August 25, 2013
Father George Smiga
Tom Brokaw, who for years was the anchor on The NBC Nightly News, began his television career in a small station in Omaha, Nebraska. From there he went on to serve in Los Angeles and Washington, but his big break was when he was promoted to be the co-chair of The Today Show in New York City. From that time forward, his face had national coverage. It was plastered on billboards throughout the city. Brokaw became accustomed to people recognizing him on the street, coming up to congratulate him, and asking for his autograph.
His favorite story about this begins one day when he was browsing through Bloomingdale’s. He saw in the corner of his eye that a man was watching him. Brokaw knew the routine, and sure enough in a few minutes the man came forward, pointing his finger and saying, “Tom Brokaw. You’re Tom Brokaw, aren’t you?”
“Yes, I am,” said Brokaw.
“And you used to do the morning news on WKTV in Omaha, Nebraska.”
“Yes, I did,” said Brokaw, waiting for the congratulations that were soon to come.
“I knew it!” said the man, “I recognized you as soon as I saw you.” Then he paused and said, “Whatever happened to you?”
We would say that in this story Tom Brokaw was humbled. His view of himself and his fame was knocked down to size. It is this “knocking down to size” that we might first think of when we hear Jesus’ words in today’s Gospel: “The first will become last.” What Jesus is saying could indicate that when we are overly proud of our success, abilities, or talents, we can be prepared to be knocked down to size.

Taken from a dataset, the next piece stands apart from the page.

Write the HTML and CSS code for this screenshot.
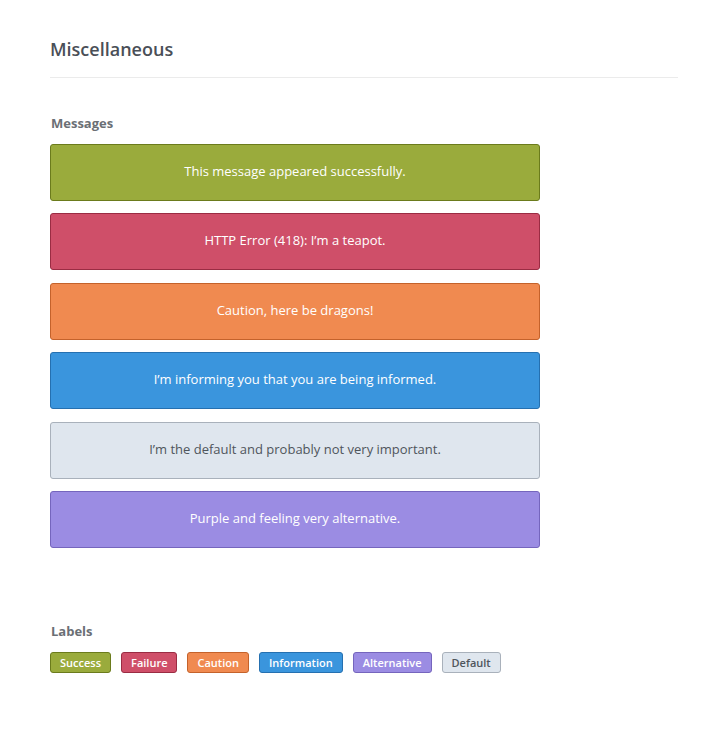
FILE: index.html
```html
<!DOCTYPE html>
<html>
<head>
<meta charset="utf-8">
<link rel="stylesheet" href="styles.css">
</head>
<body>
<div class="page">
  <h1 class="title">Miscellaneous</h1>
  <section class="section">
    <h2 class="sub">Messages</h2>
    <div class="messages">
      <div class="msg success">This message appeared successfully.</div>
      <div class="msg failure">HTTP Error (418): I’m a teapot.</div>
      <div class="msg caution">Caution, here be dragons!</div>
      <div class="msg info">I’m informing you that you are being informed.</div>
      <div class="msg default">I’m the default and probably not very important.</div>
      <div class="msg alt">Purple and feeling very alternative.</div>
    </div>
  </section>
  <section class="section labels-section">
    <h2 class="sub">Labels</h2>
    <div class="labels">
      <span class="label success">Success</span>
      <span class="label failure">Failure</span>
      <span class="label caution">Caution</span>
      <span class="label info">Information</span>
      <span class="label alt">Alternative</span>
      <span class="label default">Default</span>
    </div>
  </section>
</div>
</body>
</html>
```
FILE: styles.css
```css
html, body { margin: 0; padding: 0; background: #fff; }
body { font-family: "Open Sans", "Liberation Sans", sans-serif; color: #555; }
.page { padding: 36px 50px 0 50px; width: 628px; }
.title {
  margin: 0; font-size: 18px; font-weight: 600; color: #4a4f57;
  line-height: 26px; padding-bottom: 15px; border-bottom: 1px solid #ebebeb;
}
.section { margin-top: 36px; }
.sub { margin: 0 0 12px 1px; font-size: 13px; font-weight: 700; color: #6b6f75; line-height: 18px; }
.messages { display: flex; flex-direction: column; gap: 12.4px; width: 490px; }
.msg {
  box-sizing: border-box; height: 57px; border-width: 1px; border-style: solid; border-radius: 3px;
  display: flex; align-items: center; justify-content: center;
  font-size: 13px; color: #fff; padding-bottom: 3px;
}
.labels-section { margin-top: 74px; }
.labels { display: flex; gap: 10px; }
.label {
  box-sizing: border-box; height: 21px; padding: 0 9px; border-width: 1px; border-style: solid;
  border-radius: 3px; font-size: 11px; font-weight: 600; color: #fff;
  display: flex; align-items: center;
}
.success { background: #9aab3c; border-color: #6b7b1c; }
.failure { background: #cf4f69; border-color: #9a2c43; }
.caution { background: #f08a50; border-color: #c4622b; }
.info { background: #3a95dd; border-color: #2570b0; }
.default { background: #dfe6ee; border-color: #a9b1bb; color: #4f555c; }
.alt { background: #9b8ce3; border-color: #7565bd; }
```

Now to understand Jesus’ words this way is certainly valid, but it is not complete. Jesus not only says that the first will become last, he also says that the last will become first. He does not only say that the exalted will be humbled, but also that the humbled will be exalted. So instead of spending our time today discussing the various ways that our pretensions need to be knocked down, it might be more profitable for us to ask, “What do we need to do in order to be built up?” To answer that question, we have to understand what Jesus means when he talks about being last and being humbled.
Humbling ourselves does not mean that we negate our value or that we disdain our abilities and talents. Humbling ourselves means that we accept the truth of who we are. Accepting that truth is always a balance. On one hand we are people of tremendous worth. We are made in the image of God. We have been saved by the blood of Christ. We have talents and abilities that we can use to serve others and build God’s kingdom. Through our baptism, we share in the very life of God. On the other hand, we are imperfect people. We are sometimes selfish and demanding. We want to have our own way, and we have fits when we do not get it. We make bad decisions and refuse to learn from them.
Living in the truth of who we are means that we must accept that we are both valuable and flawed, both holy and sinful, both generous and weak. It is only by accepting all of this that we find humility. It is only by accepting all that we are that we come to see what it means to live in the truth about ourselves. If knowing that truth means that we take the last place, that is exactly where Christ wants us to be.
So the next time you are introduced to someone, don’t fall over yourself trying to mention all of your accomplishments. What is really important will in time emerge. When your friend or your spouse surpasses you in some ability or achievement, don’t waste your time making excuses. Simply admit that he or she might have a talent that you do not possess. When you mess things up, don’t get angry with yourself. Apologize for the mistake and move on, owning your weakness but at the same time claiming your value as a person.
It is living in the truth of this balance that we achieve humility. Living humbly is living honestly. If living this way gains us the last place in the minds of some people, so be it. Because when we live our lives in the truth of who we are, we rise to the first place in the eyes of others and in the eyes of God.